We were indeed diligent!
The trendy Rubenstein Street where the coolest bars and eateries are located.


The football…

My hubby is football mad and really wanted to take in a match while we were there. I had some concerns about his safety going to the match if I’m honest. We’ve all heard or seen disturbing footage of Russian football hooliganism. However he booked tickets for himself and the other lads on the trip to see Zenit take on CSKA Moscow in Zenit’s home stadium in St.Petersburg. This is the Russian premiere league but as good a standard as any of the top European leagues and it turns out it couldn’t have been a safer or more enjoyable experience. The crowd noise and fan participation was incredible with airport style scanners and x-ray baggage checks on entry. These hugely positive reports certainly bode well for the forthcoming World Cup this year and may put some minds at ease too!


The shopping…

Don’t come home without a Russian doll for someone! They range in price from about a fiver upwards. Our kids have enjoyed taking them apart over and over again!
Don’t come home without a set of Russian dolls (very affordable) for someone in your life!

(Pic – Pinterest/Etsy) 


Taxi prices…don’t get stung! 

To say there’s no consistency in price when grabbing a cab would be an understatement.
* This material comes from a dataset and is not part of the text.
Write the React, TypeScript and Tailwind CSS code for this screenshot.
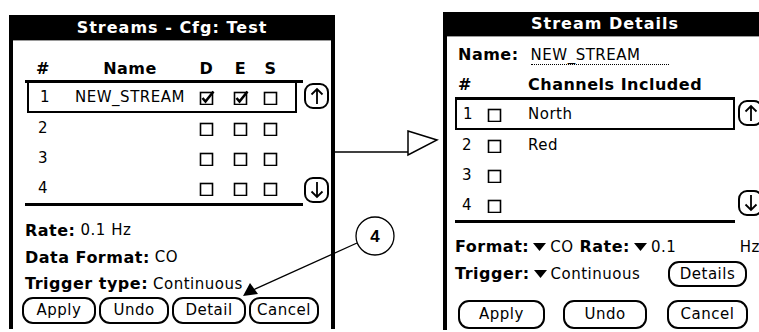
import React from 'react';

const bold = "font-['DejaVu_Sans',sans-serif] font-bold text-[16px] tracking-[0.5px]";
const norm = "font-['DejaVu_Sans',sans-serif] text-[15px] tracking-[0.5px]";

function Box({ checked = false }: { checked?: boolean }) {
  return (
    <svg width="16" height="15" viewBox="0 0 16 15" className="block">
      <rect x="1.5" y="2.5" width="12" height="12" fill="none" stroke="black" strokeWidth="1.6" />
      {checked && <path d="M3.5 8 L6.5 11.5 L14.5 1.5" fill="none" stroke="black" strokeWidth="2.6" />}
    </svg>
  );
}

function ScrollBtn({ dir }: { dir: 'up' | 'down' }) {
  return (
    <div className="w-[25px] h-[26px] border-2 border-black rounded-[9px] flex items-center justify-center">
      <svg width="14" height="18" viewBox="0 0 14 18">
        {dir === 'up' ? (
          <path d="M7 17 V2 M1.5 7.5 L7 2 L12.5 7.5" fill="none" stroke="black" strokeWidth="1.8" />
        ) : (
          <path d="M7 1 V16 M1.5 10.5 L7 16 L12.5 10.5" fill="none" stroke="black" strokeWidth="1.8" />
        )}
      </svg>
    </div>
  );
}

function Btn({ label, w, h = 'h-[27px]' }: { label: string; w: string; h?: string }) {
  return (
    <div className={`${w} ${h} ${norm} border-2 border-black rounded-[11px] flex items-center justify-center flex-none`}>
      {label}
    </div>
  );
}

function Drop() {
  return (
    <svg width="13" height="8" viewBox="0 0 13 8" className="mx-[4px] flex-none">
      <path d="M0 0 H13 L6.5 8 Z" fill="black" />
    </svg>
  );
}

function TitleBar({ text, h }: { text: string; h: string }) {
  return (
    <div className={`${h} bg-black border-b border-[#9a9a9a] flex items-center justify-center text-white font-['DejaVu_Sans',sans-serif] font-bold text-[16px] tracking-[1px]`}>
      {text}
    </div>
  );
}

const streamRows = [
  { n: '1', name: 'NEW_STREAM', d: true, e: true, s: false },
  { n: '2', name: '', d: false, e: false, s: false },
  { n: '3', name: '', d: false, e: false, s: false },
  { n: '4', name: '', d: false, e: false, s: false },
];

function StreamsPanel() {
  return (
    <div className="ml-[9px] mt-[15px] w-[326px] h-[314px] flex-none border-x-4 border-black flex flex-col">
      <TitleBar text="Streams - Cfg: Test" h="h-[26px]" />
      <div className="flex pl-[12px] pt-[16px]">
        <div className="w-[278px]">
          <div className={`h-[26px] border-b-[3px] border-black flex items-center ${bold}`}>
            <div className="w-[36px] text-center">#</div>
            <div className="w-[138px] text-center">Name</div>
            <div className="w-[15px] text-center">D</div>
            <div className="w-[15px] ml-[19px] text-center">E</div>
            <div className="w-[15px] ml-[15px] text-center">S</div>
          </div>
          {streamRows.map((r, i) => (
            <div
              key={r.n}
              className={`h-[30px] flex items-center ${norm} ${
                i === 0 ? 'ml-[2px] w-[270px] border-x-2 border-b-2 border-black' : ''
              } ${i === 3 ? 'border-b-[3px] border-black h-[33px]' : ''}`}
            >
              <div className={`${i === 0 ? 'w-[32px]' : 'w-[36px]'} text-center`}>{r.n}</div>
              <div className="w-[138px] text-center">{r.name}</div>
              <div className="w-[15px]"><Box checked={r.d} /></div>
              <div className="w-[15px] ml-[19px]"><Box checked={r.e} /></div>
              <div className="w-[15px] ml-[15px]"><Box checked={r.s} /></div>
            </div>
          ))}
        </div>
        <div className="ml-[1px] pt-[26px] pb-[3px] flex flex-col justify-between">
          <ScrollBtn dir="up" />
          <ScrollBtn dir="down" />
        </div>
      </div>
      <div className="pl-[12px] pt-[11px]">
        <div className="h-[27px] flex items-center">
          <span className={bold}>Rate:</span>
          <span className={`${norm} ml-[5px]`}>0.1 Hz</span>
        </div>
        <div className="h-[27px] flex items-center">
          <span className={bold}>Data Format:</span>
          <span className={`${norm} ml-[5px]`}>CO</span>
        </div>
        <div className="h-[26px] flex items-center">
          <span className={bold}>Trigger type:</span>
          <span className={`${norm} ml-[5px]`}>Continuous</span>
        </div>
      </div>
      <div className="flex gap-[3px] pl-[9px]">
        <Btn label="Apply" w="w-[74px]" />
        <Btn label="Undo" w="w-[70px]" />
        <Btn label="Detail" w="w-[74px]" />
        <Btn label="Cancel" w="w-[70px]" />
      </div>
    </div>
  );
}

const channelRows = [
  { n: '1', name: 'North' },
  { n: '2', name: 'Red' },
  { n: '3', name: '' },
  { n: '4', name: '' },
];

function DetailsPanel() {
  return (
    <div className="mt-[12px] w-[324px] h-[318px] flex-none border-x-4 border-black flex flex-col">
      <TitleBar text="Stream Details" h="h-[25px]" />
      <div className="pl-[8px]">
        <div className="mt-[5px] h-[26px] ml-[3px] flex items-center">
          <span className={bold}>Name:</span>
          <span className={`${norm} ml-[12px] w-[138px] border-b border-dotted border-black leading-[18px]`}>
            NEW_STREAM
          </span>
        </div>
        <div className="flex">
          <div className="w-[280px]">
            <div className={`h-[32px] pt-[4px] border-b-[3px] border-black flex items-center ${bold}`}>
              <div className="w-[73px] pl-[3px]">#</div>
              <div>Channels Included</div>
            </div>
            {channelRows.map((r, i) => (
              <div
                key={r.n}
                className={`h-[30px] flex items-center ${norm} ${
                  i === 0 ? 'border-x-2 border-b-2 border-black' : ''
                } ${i === 3 ? 'border-b-[3px] border-black h-[33px]' : ''}`}
              >
                <div className={`${i === 0 ? 'w-[22px]' : 'w-[24px]'} text-center`}>{r.n}</div>
                <div className="ml-[8px] w-[15px]"><Box /></div>
                <div className="ml-[26px]">{r.name}</div>
              </div>
            ))}
          </div>
          <div className="ml-[3px] pt-[32px] pb-[7px] flex flex-col justify-between">
            <ScrollBtn dir="up" />
            <ScrollBtn dir="down" />
          </div>
        </div>
        <div className="mt-[11px] h-[26px] w-[305px] flex items-center">
          <span className={bold}>Format:</span>
          <Drop />
          <span className={norm}>CO</span>
          <span className={`${bold} ml-[6px]`}>Rate:</span>
          <Drop />
          <span className={norm}>0.1</span>
          <span className={`${norm} ml-auto`}>Hz</span>
        </div>
        <div className="h-[28px] w-[292px] flex items-center">
          <span className={bold}>Trigger:</span>
          <Drop />
          <span className={norm}>Continuous</span>
          <div className="ml-auto">
            <Btn label="Details" w="w-[79px]" h="h-[26px]" />
          </div>
        </div>
        <div className="mt-[12px] ml-[3px] flex">
          <Btn label="Apply" w="w-[87px]" h="h-[29px]" />
          <div className="ml-[18px]"><Btn label="Undo" w="w-[84px]" h="h-[29px]" /></div>
          <div className="ml-[20px]"><Btn label="Cancel" w="w-[81px]" h="h-[29px]" /></div>
        </div>
      </div>
    </div>
  );
}

export default function App() {
  return (
    <div className="relative w-[759px] h-[332px] overflow-hidden bg-white flex text-black">
      <StreamsPanel />
      <div className="w-[108px] flex-none">
        <svg width="108" height="332" viewBox="0 0 108 332">
          <line x1="0" y1="152" x2="73" y2="152" stroke="black" strokeWidth="1.5" />
          <polygon points="73,131 102,140 73,155" fill="white" stroke="black" strokeWidth="1.5" />
        </svg>
      </div>
      <DetailsPanel />
      <svg className="absolute inset-0 pointer-events-none" width="759" height="332" viewBox="0 0 759 332">
        <circle cx="375" cy="236" r="19" fill="white" stroke="black" strokeWidth="1.3" />
        <text x="375" y="242" textAnchor="middle" fontFamily="Liberation Sans, sans-serif" fontWeight="bold" fontSize="17">
          4
        </text>
        <line x1="357" y1="243" x2="253" y2="290" stroke="black" strokeWidth="1.3" />
        <polygon points="243,296 250,283 258,294" fill="black" />
      </svg>
    </div>
  );
}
It seems ordering a cab from your hotel rather than on the street was the wiser/cheaper choice. Also, stick to ‘chain’ cabs, there’s a black and yellow company that seem more reasonable than the unbranded cabs.


In summary…

Several revolutions, uprisings, assassinations and political intrigue: this is a city filled with stories and history and you feel it every moment. It pays to do some planning for a city of this scale so have some pre-bookings arranged.